Windows Into the Tenderloin - Another Way
From the present to the future: a DIY utopia! This is the part of this mural that became a vehicle for the community to envision an alternative future, another way for their community to exist.
Both tall "windows" on Jones Street show the area near the mural: the intersection of Jones and Golden Gate seen from the Northwest looking towards Market Street. Both show the same exact setting, but one is about reality, and the other is about what could be.
The twilight scene on the right was painted first, and it shows this street corner the way it was when the mural was being painted.
The second tall window, the verdant daytime scene to its left, was the last panel to be painted, and it shows the exact same place but... "Another way"!
The window showing "Another Way" is again populated with the neighborhood's people, some of them doing a specific activity they'd wished for, others simply sharing space in a convivial way with people of different local communities and identities. In this panel, I purposely scrambled the social geography of the area, and I painted people mingling with others who might not be within their circle.
The inclusion of local people in the future-fantasy panel was particularly crucial to the concept of this mural, because I strived to conjure up a vision for a more uplifting, convivial and beautiful environment in this neighborhood without a change in population, which is improvement without gentrification.
For the same reason, I tried to let this utopian painting "grow from below" - through a loose and casual participatory process, and through relationships with individual neighbors that were formed through the sheer length of time spent on this mural, witnessing and engaging with the street.
By the time I got to the utopian scene, I'd been on that sidewalk for many many months, and having gotten to know the community better helped in generating ideas for "Another way".
By then, I'd found out about many people's talents, or their hopes and aspirations, or learned about the work they do besides their job that they derive more meaning from... So I tried to incorporate all these truer expressions of people's humanity into the utopian painting, along with their portraits.
Below are some examples:
The process of inventing the future vision relied, once more, on spontaneous interaction with people in the street. As people watched me trace the first lines of the same exact cityscape I'd just finished painting next to it, many asked why I was about to paint the same thing twice. I'd respond that, this time, we would redo the neighborhood whichever way we wanted. After all, a painting is not bound to reality! I then asked people for suggestions: what would *they* like to see here, if it were up to them?

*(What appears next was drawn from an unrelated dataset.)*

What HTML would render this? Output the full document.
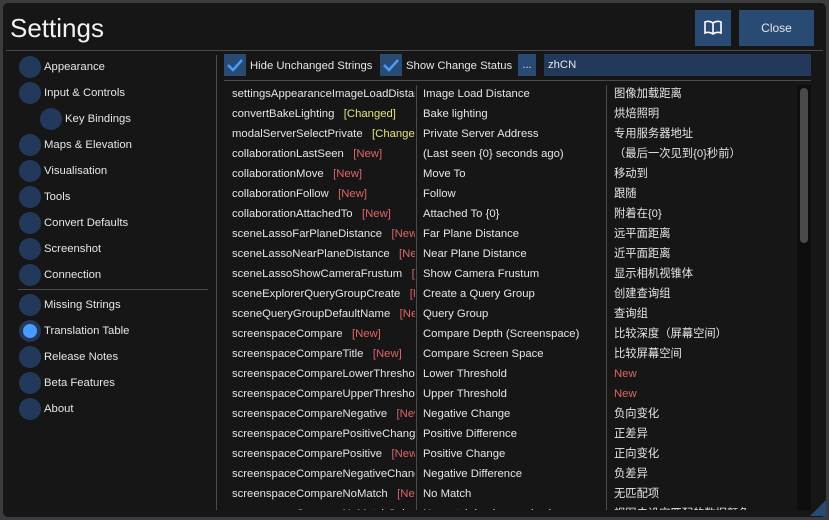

The artwork of this mural consisted mainly of this sort of invisible theater aimed at activating the kinds of conversations that ensued, the painting itself being merely a byproduct of this experience.
Slowly, an alternative vision of the neighborhood emerged. I built upon my own ongoing series of "utopian" visions of San Francisco while integrating the ideas that emerged from these conversations with passers by, which ranged widely from the pragmatic to the fun and silly...
For the changes to buildings and larger infrastructure, I tried to pick ideas that could conceivably be implemented and maintained by people themselves, without massive top-down intervention. I also prioritized re-purposing things that are already there.
Some details are whimsical, and try to make up for my limited knowledge in engineering by using humor, but they are there to hint at an acknowledged problem to be solved somehow. I did, however, try to make functional objects look like they were built lovingly, especially things that provide shared resources.